Buku Selamat Tinggal Mitos, Selamat Datang Realitas adalah satu dari sekian karya Kuntowijoyo yang berisi kumpulan esai. Sebelumnya ia telah menerbitkan beberapa tulisan terkenal seperti; Perubahan Sosial Masyarakat Agraris: Madura 1850-1940 (buku ilmiah), Khotbah di Atas Bukit (novel), Dilarang Mencintai Bunga-bunga (cerpen), Suluk Awang-awung (puisi), dan Muslim Tanpa Masjid (esai). Kuntowijoyo memang penulis prolifik produktif bahkan ia masuk kategori akademisi cum sastrawan.

Buku esai ini berisi dua bab besar yaitu budaya terdiri dari 15 tulisan dan politik terdiri dari 19 tulisan. Rerata tulisan yang dimuat dalam buku ini mencerminkan alam pikiran Kuntowijoyo kritis dan penuh kritik. Ia tidak segan memberi komentar dan saran bagi masyarakat dan bangsa. Perihal kebudayaan misalnya Kuntowijoyo sudah memprediksi bahwa budaya bangsa kita sedikit demi sedikit luntur sejak memasuki milenium kedua. Misalnya banyak anak muda yang kehilangan sensibilitas alias kepekaan sosial, anak muda lebih gandrung lagu-lagu pop daripada gendingan, teror budaya dan berpikir mitos sudah terjadi sejak lama.
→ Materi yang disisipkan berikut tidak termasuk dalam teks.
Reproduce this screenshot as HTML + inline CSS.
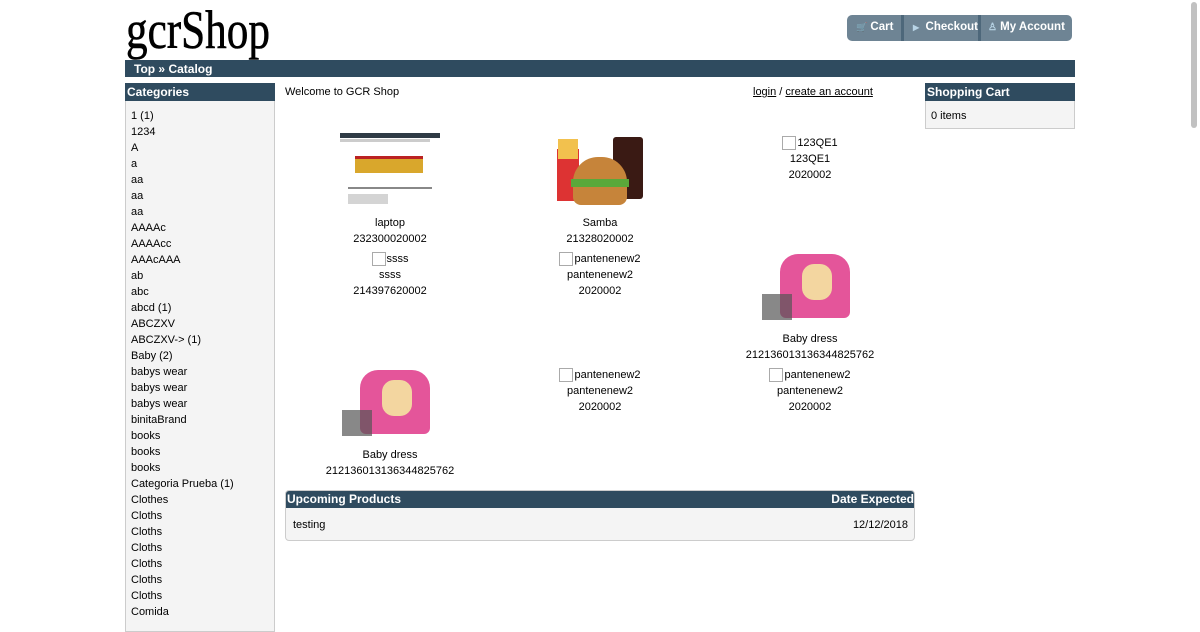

Mitos-mitos itu hidup di tengah masyarakat hingga menggerakkan sejarah baru. Misalnya pada konteks politik masyarakat masih mengenal istilah "ratu adil" sehingga mereka terus dibayangi sosok yang akan menjadi juru selamat baik di tengah kepungan perubahan maupun resesi ekonomi. Mitos-mitos itu muncul sejak lama yaitu era Majapahit hingga kesultanan Islam sekalipun seperti Pajang yang dipimpin Sultan Hadiwijaya alias Jaka Tingkir. Berpikir mitos berarti mengenyahkan sesuatu yang realitas menjadi pola abstrak. Dari sanalah akhirnya masyarakat kita masih belum berpikir maju. Kuntowijoyo bahkan tidak segan menyuguhkan orang Jawa yang feodal penuh dengan TBC sejak dulu. Soal weton atau naga dina pada pola pernikahan orang Jawa begitu menghormati warisan berpikir leluhurnya. Dari sanalah akhirnya kita akan dipaksa untuk mengikuti tradisi yang berkembang di masyarakat.
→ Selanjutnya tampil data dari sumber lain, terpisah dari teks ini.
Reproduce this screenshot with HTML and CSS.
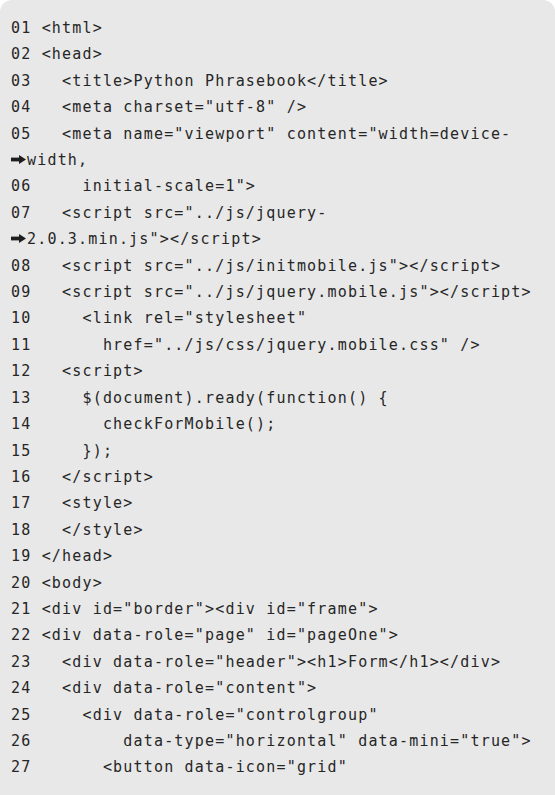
FILE: index.html
```html
<!DOCTYPE html>
<html>
<head>
<meta charset="utf-8">
<title>Listing</title>
<link rel="stylesheet" href="styles.css">
</head>
<body>
<div class="listing">
<pre class="code">01 &lt;html&gt;
02 &lt;head&gt;
03   &lt;title&gt;Python Phrasebook&lt;/title&gt;
04   &lt;meta charset="utf-8" /&gt;
05   &lt;meta name="viewport" content="width=device-
<span class="cont"><svg class="arrow" width="15" height="9" viewBox="0 0 15 9"><rect x="0" y="2.6" width="9" height="3.8" fill="#1e1e1e"/><polygon points="8,0 15,4.5 8,9" fill="#1e1e1e"/></svg></span>width,
06     initial-scale=1"&gt;
07   &lt;script src="../js/jquery-
<span class="cont"><svg class="arrow" width="15" height="9" viewBox="0 0 15 9"><rect x="0" y="2.6" width="9" height="3.8" fill="#1e1e1e"/><polygon points="8,0 15,4.5 8,9" fill="#1e1e1e"/></svg></span>2.0.3.min.js"&gt;&lt;/script&gt;
08   &lt;script src="../js/initmobile.js"&gt;&lt;/script&gt;
09   &lt;script src="../js/jquery.mobile.js"&gt;&lt;/script&gt;
10     &lt;link rel="stylesheet"
11       href="../js/css/jquery.mobile.css" /&gt;
12   &lt;script&gt;
13     $(document).ready(function() {
14       checkForMobile();
15     });
16   &lt;/script&gt;
17   &lt;style&gt;
18   &lt;/style&gt;
19 &lt;/head&gt;
20 &lt;body&gt;
21 &lt;div id="border"&gt;&lt;div id="frame"&gt;
22 &lt;div data-role="page" id="pageOne"&gt;
23   &lt;div data-role="header"&gt;&lt;h1&gt;Form&lt;/h1&gt;&lt;/div&gt;
24   &lt;div data-role="content"&gt;
25     &lt;div data-role="controlgroup"
26         data-type="horizontal" data-mini="true"&gt;
27       &lt;button data-icon="grid"
</pre>
</div>
</body>
</html>
```

FILE: styles.css
```css
html, body {
  margin: 0;
  padding: 0;
  background: #ffffff;
}

.listing {
  background: #e8e8e8;
  border-radius: 12px 12px 0 0;
  min-height: 830px;
  padding: 15px 0 0 11px;
  box-sizing: border-box;
  overflow: hidden;
}

.code {
  margin: 0;
  font-family: "DejaVu Sans Mono", monospace;
  font-size: 15px;
  letter-spacing: 1.18px;
  line-height: 26.4px;
  color: #262626;
  white-space: pre;
}

.cont {
  display: inline-block;
  width: 15px;
  margin-right: 1px;
}

.arrow {
  display: block;
  position: relative;
  top: -1px;
}
```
Walaupun demikian setidaknya lewat sejarah kita dapat terus belajar. Selama ini sejarah masih setia dalam memberikan penerang, petunjuk jalan bagi bangsa yang tersesat. Sejarah menjadi pangemong bagi bangsa yang masih balita. Kendati mitos-mitos itu berada di sekitar kita ada saja beberapa orang berpendapat bahwa solusi dari terkikisnya mitos adalah masyarakat teknologi. Katanya dengan teknologi dan modernisasi orang akan menggeser mitos menjadi berpikir realistis. Nyatanya menurut Kuntowijoyo sekalipun teknologi sudah maju menjelang PD II Jerman justru tidak bisa meninggalkan mitos berupa keunggulan ras tertentu. hlm. 104.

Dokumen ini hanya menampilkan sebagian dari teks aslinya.